Career Strategies for Librarians
Career College Libraries: The Good, The Bad, And The Ugly
by Melissa Aho
So you are fresh-faced, idealistic, and just out of library school. You were told by your library school there
would be “tons of library jobs” when you graduated because of the graying of the profession and all
those baby boomers that are nearing retirement or death (yes, even librarians go to that great library in
the sky, thereby creating new jobs—it’s that whole circle of life thing, but with books). So you eagerly
await that great college/university posting that will begin your career as an academic librarian. And you
wait. And you wait some more. OK, so while you are waiting, what are you doing to pay off your credit
cards and massive student loans, feed the cat, and purchase health insurance?
Well, one option is to get a position as a career college librarian. Career colleges (also called proprietary
or for-profit) are some of the fastest-growing schools in today’s educational market (and yes, it is a
market, because these schools are out to make money). While they are not your traditional educational
environments, they can be perfect places for new librarians to get their feet wet. This article will discuss
the good, the bad, and the ugly aspects of the world of career college librarianship.
Most career college librarians are solo librarians, so they are running their own libraries and
participating in many school activities (like teaching, supervising online programs, and helping with
accreditation visits) that they would probably not do in a more traditional setting. Because you are usually
the only librarian on campus (sometimes you might get an assistant or a student worker), you may have
the opportunity to perform a wide variety of library services. You catalog materials, handle all
acquisitions, manage serials, provide reference services, teach library literacy classes, supervise
circulation, and handle all the IT computer and printing issues—and that’s all in the same day! You do a
lot because there is no one else there to do it for you, but you also learn a lot. While this may seem
overwhelming, it’s a wonderful and unique opportunity to run your own library and experience the wide
array of the librarian experience. Very few librarians can say they have actually “done it all” and this
makes the career college librarian very special.
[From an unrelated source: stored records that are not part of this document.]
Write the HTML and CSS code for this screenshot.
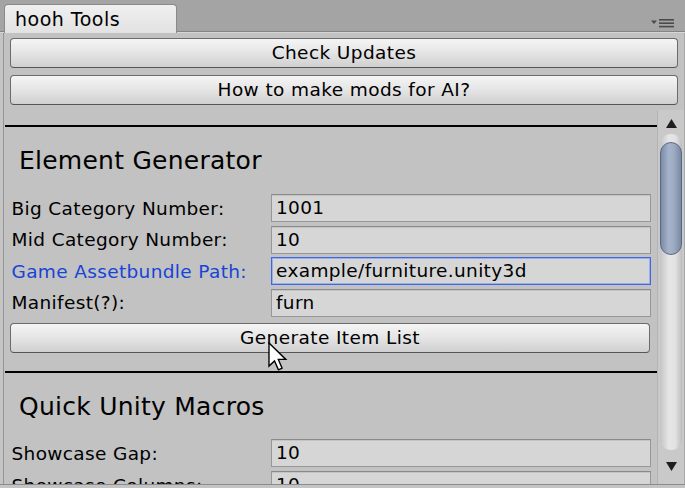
FILE: index.html
```html
<!DOCTYPE html>
<html>
<head>
<meta charset="utf-8">
<link rel="stylesheet" href="styles.css">
</head>
<body>
<div class="window">
  <div class="tabstrip">
    <div class="tab">hooh Tools</div>
    <svg class="menu-icon" width="24" height="9" viewBox="0 0 24 9">
      <path d="M0 1.5 H6 L3 5 Z" fill="#4a4a4a"/>
      <rect x="8" y="0" width="15" height="1.6" fill="#4a4a4a"/>
      <rect x="8" y="3.4" width="15" height="1.6" fill="#4a4a4a"/>
      <rect x="8" y="6.8" width="15" height="1.6" fill="#4a4a4a"/>
    </svg>
  </div>
  <div class="panel">
    <div class="top-buttons">
      <button class="btn">Check Updates</button>
      <button class="btn">How to make mods for AI?</button>
    </div>
    <div class="scrollview">
      <div class="content">
        <div class="sep"></div>
        <h2 class="heading">Element Generator</h2>
        <div class="form">
          <div class="row"><span class="label">Big Category Number:</span><span class="field">1001</span></div>
          <div class="row"><span class="label">Mid Category Number:</span><span class="field">10</span></div>
          <div class="row"><span class="label active">Game Assetbundle Path:</span><span class="field focused">example/furniture.unity3d</span></div>
          <div class="row"><span class="label">Manifest(?):</span><span class="field">furn</span></div>
        </div>
        <button class="btn gen">Generate Item List</button>
        <div class="sep sep2"></div>
        <h2 class="heading">Quick Unity Macros</h2>
        <div class="form form2">
          <div class="row"><span class="label">Showcase Gap:</span><span class="field">10</span></div>
          <div class="row"><span class="label">Showcase Columns:</span><span class="field">10</span></div>
        </div>
      </div>
      <div class="scrollbar">
        <div class="arrow"><svg width="11" height="9" viewBox="0 0 11 9"><path d="M5.5 0 L11 9 H0 Z" fill="#1e1e1e"/></svg></div>
        <div class="track"><div class="thumb"></div></div>
        <div class="arrow down"><svg width="11" height="9" viewBox="0 0 11 9"><path d="M0 0 H11 L5.5 9 Z" fill="#1e1e1e"/></svg></div>
      </div>
    </div>
  </div>
</div>
<svg class="cursor" width="20" height="29" viewBox="0 0 13 19">
  <path d="M0.6 0.6 L0.6 15.8 L4.2 12.4 L6.8 18.2 L9.2 17.2 L6.7 11.4 L11.6 11.4 Z" fill="#ffffff" stroke="#000000" stroke-width="0.9" stroke-linejoin="miter"/>
</svg>
</body>
</html>
```
FILE: styles.css
```css
html, body {
  margin: 0;
  padding: 0;
}
body {
  width: 685px;
  height: 488px;
  overflow: hidden;
  background: #c4c4c4;
  font-family: "DejaVu Sans", Verdana, sans-serif;
  color: #000;
  position: relative;
}
.window {
  height: 484px;
  display: flex;
  flex-direction: column;
  border-bottom: 1px solid #8c8c8c;
}
.tabstrip {
  height: 32px;
  flex: none;
  background: #a4a4a4;
  display: flex;
  align-items: flex-end;
  padding-left: 4px;
  padding-right: 10px;
  border-bottom: 1px solid #d6d6d6;
  box-shadow: inset 0 -1px 0 #858585;
}
.tab {
  width: 161px;
  height: 28px;
  margin-bottom: -1px;
  padding-left: 10px;
  background: linear-gradient(#efefef, #e2e2e2);
  border: 1px solid #8a8a8a;
  border-bottom: none;
  border-radius: 4px 4px 0 0;
  font-size: 19px;
  line-height: 28px;
  letter-spacing: 0.5px;
  position: relative;
  z-index: 1;
}
.menu-icon {
  margin-left: auto;
  margin-bottom: 4px;
}
.panel {
  flex: 1;
  display: flex;
  flex-direction: column;
  margin-left: 3px;
  border-left: 1px solid #959595;
  border-right: 1px solid #a8a8a8;
  background: #c2c2c2;
  min-height: 0;
}
.top-buttons {
  display: flex;
  flex-direction: column;
  gap: 7px;
  padding: 5px 6px 5px 6px;
}
.btn {
  display: block;
  width: 100%;
  height: 30px;
  margin: 0;
  padding: 0;
  border: 1px solid #6b6b6b;
  border-bottom-color: #555;
  border-radius: 4px;
  background: linear-gradient(#f5f5f5 0%, #e6e6e6 45%, #d0d0d0 100%);
  font-family: "DejaVu Sans", Verdana, sans-serif;
  font-size: 18.5px;
  letter-spacing: 0.4px;
  line-height: 28px;
  color: #000;
  text-align: center;
}
.scrollview {
  flex: 1;
  display: flex;
  min-height: 0;
  overflow: hidden;
}
.content {
  flex: 1;
  padding: 15px 6px 0 6px;
  overflow: hidden;
}
.sep {
  height: 2px;
  background: #000;
  margin: 0 -6px 0 -5px;
}
.sep2 {
  margin-top: 18px;
}
.heading {
  margin: 19px 0 18px 9px;
  font-size: 25px;
  font-weight: normal;
  line-height: 30px;
  letter-spacing: 0.25px;
}
.form {
  display: flex;
  flex-direction: column;
  gap: 3.5px;
}
.form2 {
  margin-top: -1px;
  gap: 4px;
}
.row {
  display: flex;
  align-items: center;
  height: 28px;
}
.label {
  width: 259.5px;
  flex: none;
  padding-left: 1.5px;
  font-size: 18.5px;
  letter-spacing: 0.35px;
}
.label.active {
  color: #1645d8;
}
.field {
  flex: 1;
  box-sizing: border-box;
  height: 28px;
  padding-left: 4px;
  background: #d6d6d6;
  border: 1px solid #979797;
  border-top-color: #8a8a8a;
  box-shadow: inset 0 1px 0 #c4c4c4;
  font-size: 18.5px;
  letter-spacing: 0.35px;
  line-height: 26px;
}
.field.focused {
  border: 1px solid #3f67e2;
  box-shadow: inset 0 0 0 1px #9aaeea;
}
.gen {
  margin-top: 6.5px;
  width: 640px;
}
.scrollbar {
  width: 26px;
  flex: none;
  background: #c9c9c9;
  border-left: 1px solid #b4b4b4;
  display: flex;
  flex-direction: column;
  align-items: center;
}
.arrow {
  height: 20px;
  display: flex;
  align-items: center;
  justify-content: center;
  padding-top: 3px;
}
.arrow.down {
  padding-top: 0;
  height: 16px;
  margin-bottom: 10px;
}
.track {
  width: 22px;
  flex: 1;
  margin-top: 1px;
  margin-bottom: 8px;
  box-sizing: border-box;
  border-radius: 11px;
  background: linear-gradient(90deg, #c4c4c4 0%, #e6e6e6 40%, #e2e2e2 70%, #bdbdbd 100%);
  padding-top: 8px;
}
.thumb {
  height: 113px;
  box-sizing: border-box;
  border: 1px solid #5a6883;
  border-radius: 11px;
  background: linear-gradient(90deg, #7d8ca6 0%, #a5b4ca 40%, #9cabc2 65%, #7a89a3 100%);
}
.cursor {
  position: absolute;
  left: 268px;
  top: 342px;
}
```
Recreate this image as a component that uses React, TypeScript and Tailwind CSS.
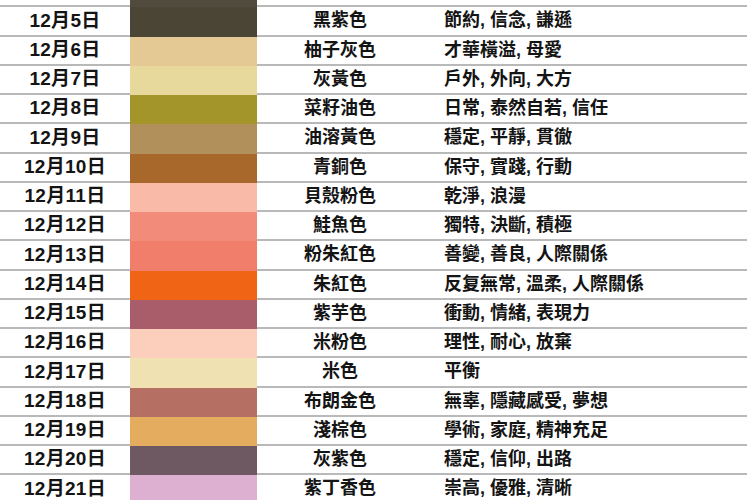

Many career colleges have small campuses so you get to know the staff, instructors, and students very
well. You assist students in their academic careers and they actually get to know you too. For many of us,
this is the best part of the job! Because it’s just you in the library, you can do fun and creative things like
start book clubs for students and staff, have displays at student orientation, involve the entire school with
National Book Week, send out emails about new books in the library, and offer a friendly greeting to
potential students and their families when they are touring the library and school.
While being the only librarian on your campus may occasionally be a little lonely, do not let that stop you.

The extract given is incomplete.